Na mesma linha, se amanhã fosse publicada uma pesquisa de opinião sobre britânicos de pele branca de criação cristã no Reino Unido, eu teria interesse em saber os resultados. Se ela revelasse que 39% dos cristãos britânicos acreditam que as esposas deveriam sempre obedecer seus maridos (conforme o levantamento da ICM revelou que os muçulmanos britânicos acreditam), eu colocaria as barbas de molho. Se ela também constatasse que cerca de 1⁄4 (23%) dos britânicos de origem cristã quisessem que determinadas regiões do Reino Unido abandonassem a lei do país e adotassem alguma "interpretação" literalista da Bíblia, eu ficaria mais preocupado ainda.

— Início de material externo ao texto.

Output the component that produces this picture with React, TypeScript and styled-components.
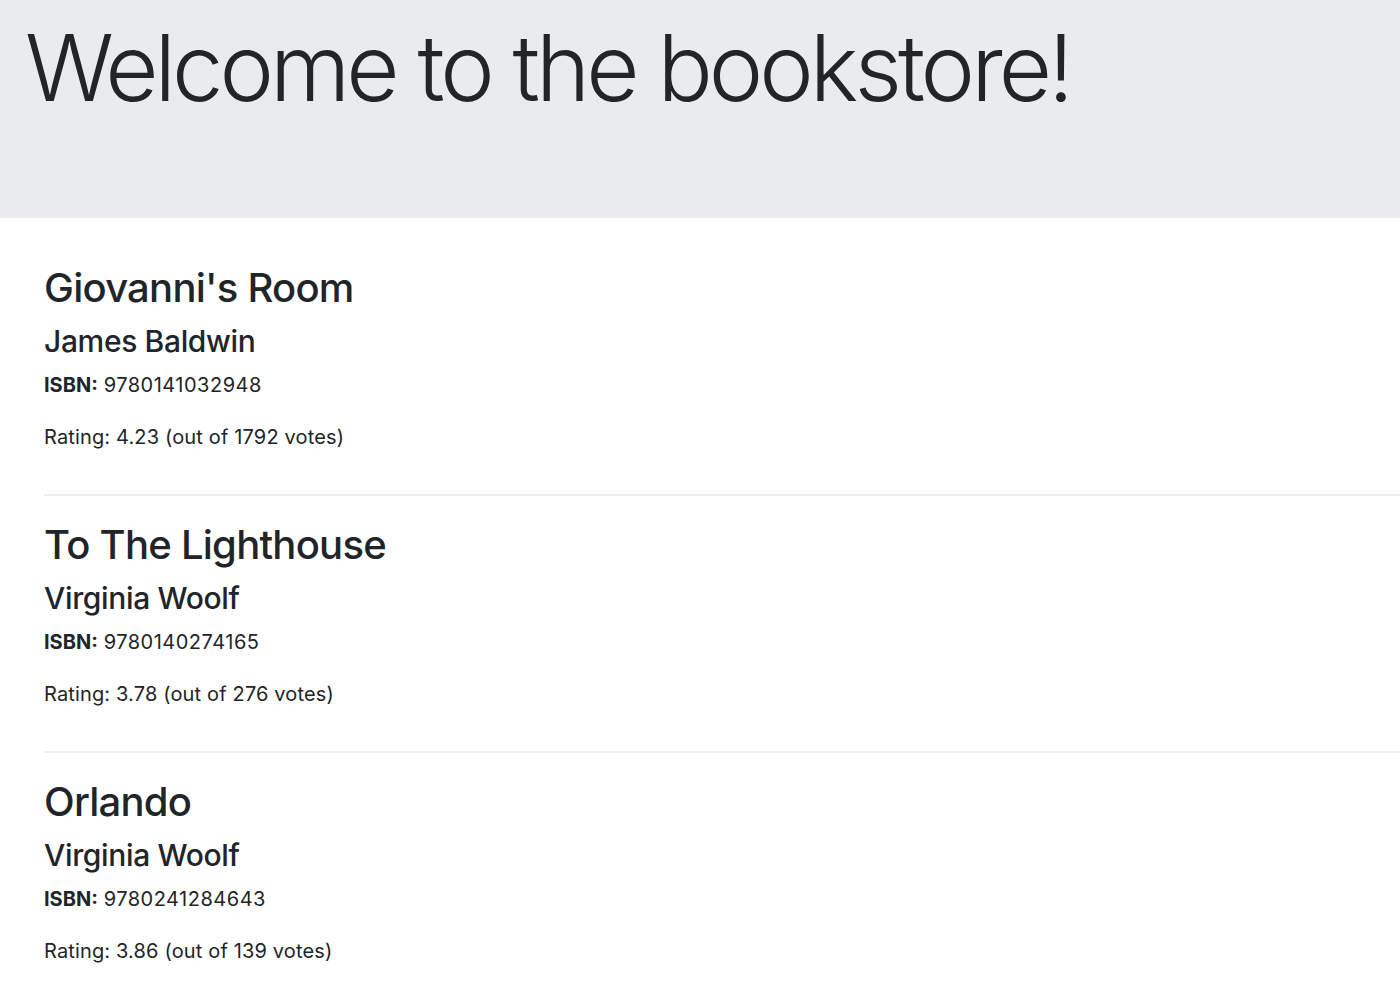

Obviamente nenhuma dessas possibilidades tem a menor chance de acontecer. Mas digamos que sim. Qual seria a minha primeira reação? A primeira seria ficar cabisbaixo e profundamente envergonhado. E eu ficaria um tanto mais cabisbaixo e envergonhado ainda se as revelações não constituíssem nenhuma surpresa para mim. Se eu sempre soubesse que a minha "comunidade" guardava no coração visões dessa natureza e se uma pesquisa de opinião revelasse essa realidade, eu ficaria profundamente envergonhado porque agora todo mundo do país saberia o que eu já sabia há tempos.
O que é mais interessante ainda, é que quando aparecem pesquisas de opinião dessa natureza em relação aos muçulmanos britânicos, elas nunca, jamais, dão a entender que há alguma introspecção dessas. Não há vergonha nem preocupação, somente ataques. Se realmente houvesse uma "maioria moderada", então se saísse uma pesquisa revelando que 1⁄4 da comunidade quer primordialmente mudar a lei do país e viver sob a Lei Islâmica (Sharia), os outros 75% dedicariam seu tempo tentando mudar a opinião daqueles 25%. Mas não, cerca de 74% dos 75% que não estão a favor da sharia passam o tempo cobrindo aqueles 25%, atacando o instituto de pesquisas que fez os levantamentos. É um pequeníssimo sintoma de um problema bem mais abrangente, cujas repercussões as nossas sociedades mal começaram a encarar.
Douglas Murray, analista dos acontecimentos atuais e comentarista sediado em Londres.